REQUIREMENTS>
Transcribe the whole listing without a single picture.

[start of MATERIAL]

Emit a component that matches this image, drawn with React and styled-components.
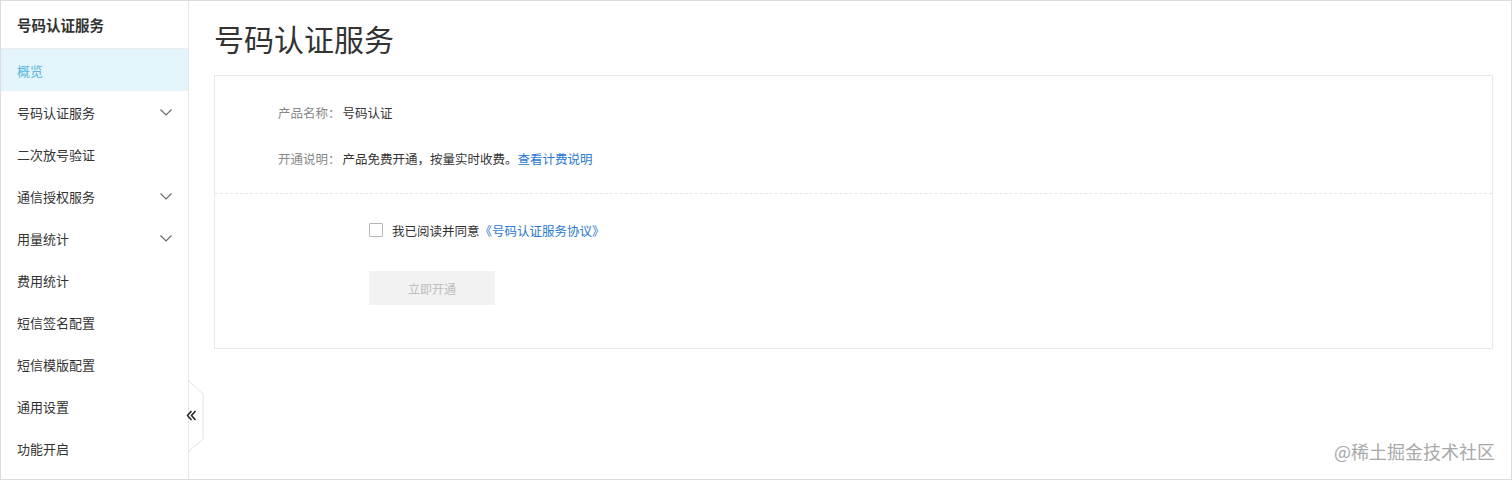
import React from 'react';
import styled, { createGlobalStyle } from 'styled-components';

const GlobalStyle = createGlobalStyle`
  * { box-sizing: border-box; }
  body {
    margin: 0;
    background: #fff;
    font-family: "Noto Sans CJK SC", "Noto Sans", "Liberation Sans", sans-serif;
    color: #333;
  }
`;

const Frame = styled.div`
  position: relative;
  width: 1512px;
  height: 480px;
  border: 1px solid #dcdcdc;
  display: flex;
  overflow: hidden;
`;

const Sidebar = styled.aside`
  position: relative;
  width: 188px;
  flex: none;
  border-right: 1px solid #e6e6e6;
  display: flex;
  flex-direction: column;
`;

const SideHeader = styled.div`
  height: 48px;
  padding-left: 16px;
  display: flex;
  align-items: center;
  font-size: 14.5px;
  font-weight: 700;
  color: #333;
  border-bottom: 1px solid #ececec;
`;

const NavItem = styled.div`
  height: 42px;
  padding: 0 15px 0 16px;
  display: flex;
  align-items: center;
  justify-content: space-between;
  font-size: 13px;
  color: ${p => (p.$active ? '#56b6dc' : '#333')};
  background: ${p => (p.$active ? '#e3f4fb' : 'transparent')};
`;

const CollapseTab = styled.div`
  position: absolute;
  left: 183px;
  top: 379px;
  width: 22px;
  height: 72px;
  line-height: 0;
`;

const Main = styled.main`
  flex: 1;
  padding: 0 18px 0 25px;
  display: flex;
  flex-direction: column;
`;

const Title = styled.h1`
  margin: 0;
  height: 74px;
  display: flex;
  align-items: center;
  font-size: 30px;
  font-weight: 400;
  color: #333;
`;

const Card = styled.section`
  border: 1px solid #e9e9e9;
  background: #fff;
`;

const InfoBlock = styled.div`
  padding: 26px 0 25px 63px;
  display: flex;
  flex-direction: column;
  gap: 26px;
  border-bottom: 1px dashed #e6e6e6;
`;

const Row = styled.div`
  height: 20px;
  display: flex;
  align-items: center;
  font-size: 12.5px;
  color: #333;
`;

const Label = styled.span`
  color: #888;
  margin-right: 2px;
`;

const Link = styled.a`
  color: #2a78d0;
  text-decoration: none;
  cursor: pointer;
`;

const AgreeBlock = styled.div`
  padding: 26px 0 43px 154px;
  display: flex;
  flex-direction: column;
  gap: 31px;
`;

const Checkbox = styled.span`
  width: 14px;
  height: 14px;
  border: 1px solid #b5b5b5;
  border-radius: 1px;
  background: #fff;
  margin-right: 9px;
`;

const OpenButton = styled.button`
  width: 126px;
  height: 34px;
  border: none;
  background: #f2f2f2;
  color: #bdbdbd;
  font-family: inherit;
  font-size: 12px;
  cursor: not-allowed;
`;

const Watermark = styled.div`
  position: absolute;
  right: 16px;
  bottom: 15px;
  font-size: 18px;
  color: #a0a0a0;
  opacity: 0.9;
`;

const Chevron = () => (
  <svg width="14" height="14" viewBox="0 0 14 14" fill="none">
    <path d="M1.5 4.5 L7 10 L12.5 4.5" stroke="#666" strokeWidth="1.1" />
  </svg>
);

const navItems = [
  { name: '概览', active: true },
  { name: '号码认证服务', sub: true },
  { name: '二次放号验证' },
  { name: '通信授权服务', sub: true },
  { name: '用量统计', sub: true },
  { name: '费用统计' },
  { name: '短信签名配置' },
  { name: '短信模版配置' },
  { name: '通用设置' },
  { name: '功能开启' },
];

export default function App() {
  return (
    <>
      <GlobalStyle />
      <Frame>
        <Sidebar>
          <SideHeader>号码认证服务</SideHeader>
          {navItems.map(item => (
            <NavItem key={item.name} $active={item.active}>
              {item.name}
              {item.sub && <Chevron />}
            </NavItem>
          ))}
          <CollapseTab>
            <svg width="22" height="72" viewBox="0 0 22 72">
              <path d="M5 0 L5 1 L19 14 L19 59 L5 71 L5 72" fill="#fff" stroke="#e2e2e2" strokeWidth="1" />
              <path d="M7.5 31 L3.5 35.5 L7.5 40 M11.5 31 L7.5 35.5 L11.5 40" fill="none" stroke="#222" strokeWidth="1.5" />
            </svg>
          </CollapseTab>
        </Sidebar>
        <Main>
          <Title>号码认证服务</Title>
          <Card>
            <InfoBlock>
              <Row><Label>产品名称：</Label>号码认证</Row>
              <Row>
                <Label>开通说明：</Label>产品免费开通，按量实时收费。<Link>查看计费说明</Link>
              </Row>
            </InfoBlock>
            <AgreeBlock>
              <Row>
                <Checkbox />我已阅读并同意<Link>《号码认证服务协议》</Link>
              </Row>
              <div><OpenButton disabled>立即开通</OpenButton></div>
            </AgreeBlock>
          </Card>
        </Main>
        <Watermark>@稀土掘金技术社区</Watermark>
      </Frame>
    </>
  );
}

[end of MATERIAL]

WRITTEN REPLY>
Emit a component that matches this image, drawn with React and styled-components.
import React from 'react';
import styled, { createGlobalStyle } from 'styled-components';

const GlobalStyle = createGlobalStyle`
  * { box-sizing: border-box; }
  body {
    margin: 0;
    background: #fff;
    font-family: "Noto Sans CJK SC", "Noto Sans", "Liberation Sans", sans-serif;
    color: #333;
  }
`;

const Frame = styled.div`
  position: relative;
  width: 1512px;
  height: 480px;
  border: 1px solid #dcdcdc;
  display: flex;
  overflow: hidden;
`;

const Sidebar = styled.aside`
  position: relative;
  width: 188px;
  flex: none;
  border-right: 1px solid #e6e6e6;
  display: flex;
  flex-direction: column;
`;

const SideHeader = styled.div`
  height: 48px;
  padding-left: 16px;
  display: flex;
  align-items: center;
  font-size: 14.5px;
  font-weight: 700;
  color: #333;
  border-bottom: 1px solid #ececec;
`;

const NavItem = styled.div`
  height: 42px;
  padding: 0 15px 0 16px;
  display: flex;
  align-items: center;
  justify-content: space-between;
  font-size: 13px;
  color: ${p => (p.$active ? '#56b6dc' : '#333')};
  background: ${p => (p.$active ? '#e3f4fb' : 'transparent')};
`;

const CollapseTab = styled.div`
  position: absolute;
  left: 183px;
  top: 379px;
  width: 22px;
  height: 72px;
  line-height: 0;
`;

const Main = styled.main`
  flex: 1;
  padding: 0 18px 0 25px;
  display: flex;
  flex-direction: column;
`;

const Title = styled.h1`
  margin: 0;
  height: 74px;
  display: flex;
  align-items: center;
  font-size: 30px;
  font-weight: 400;
  color: #333;
`;

const Card = styled.section`
  border: 1px solid #e9e9e9;
  background: #fff;
`;

const InfoBlock = styled.div`
  padding: 26px 0 25px 63px;
  display: flex;
  flex-direction: column;
  gap: 26px;
  border-bottom: 1px dashed #e6e6e6;
`;

const Row = styled.div`
  height: 20px;
  display: flex;
  align-items: center;
  font-size: 12.5px;
  color: #333;
`;

const Label = styled.span`
  color: #888;
  margin-right: 2px;
`;

const Link = styled.a`
  color: #2a78d0;
  text-decoration: none;
  cursor: pointer;
`;

const AgreeBlock = styled.div`
  padding: 26px 0 43px 154px;
  display: flex;
  flex-direction: column;
  gap: 31px;
`;

const Checkbox = styled.span`
  width: 14px;
  height: 14px;
  border: 1px solid #b5b5b5;
  border-radius: 1px;
  background: #fff;
  margin-right: 9px;
`;

const OpenButton = styled.button`
  width: 126px;
  height: 34px;
  border: none;
  background: #f2f2f2;
  color: #bdbdbd;
  font-family: inherit;
  font-size: 12px;
  cursor: not-allowed;
`;

const Watermark = styled.div`
  position: absolute;
  right: 16px;
  bottom: 15px;
  font-size: 18px;
  color: #a0a0a0;
  opacity: 0.9;
`;

const Chevron = () => (
  <svg width="14" height="14" viewBox="0 0 14 14" fill="none">
    <path d="M1.5 4.5 L7 10 L12.5 4.5" stroke="#666" strokeWidth="1.1" />
  </svg>
);

const navItems = [
  { name: '概览', active: true },
  { name: '号码认证服务', sub: true },
  { name: '二次放号验证' },
  { name: '通信授权服务', sub: true },
  { name: '用量统计', sub: true },
  { name: '费用统计' },
  { name: '短信签名配置' },
  { name: '短信模版配置' },
  { name: '通用设置' },
  { name: '功能开启' },
];

export default function App() {
  return (
    <>
      <GlobalStyle />
      <Frame>
        <Sidebar>
          <SideHeader>号码认证服务</SideHeader>
          {navItems.map(item => (
            <NavItem key={item.name} $active={item.active}>
              {item.name}
              {item.sub && <Chevron />}
            </NavItem>
          ))}
          <CollapseTab>
            <svg width="22" height="72" viewBox="0 0 22 72">
              <path d="M5 0 L5 1 L19 14 L19 59 L5 71 L5 72" fill="#fff" stroke="#e2e2e2" strokeWidth="1" />
              <path d="M7.5 31 L3.5 35.5 L7.5 40 M11.5 31 L7.5 35.5 L11.5 40" fill="none" stroke="#222" strokeWidth="1.5" />
            </svg>
          </CollapseTab>
        </Sidebar>
        <Main>
          <Title>号码认证服务</Title>
          <Card>
            <InfoBlock>
              <Row><Label>产品名称：</Label>号码认证</Row>
              <Row>
                <Label>开通说明：</Label>产品免费开通，按量实时收费。<Link>查看计费说明</Link>
              </Row>
            </InfoBlock>
            <AgreeBlock>
              <Row>
                <Checkbox />我已阅读并同意<Link>《号码认证服务协议》</Link>
              </Row>
              <div><OpenButton disabled>立即开通</OpenButton></div>
            </AgreeBlock>
          </Card>
        </Main>
        <Watermark>@稀土掘金技术社区</Watermark>
      </Frame>
    </>
  );
}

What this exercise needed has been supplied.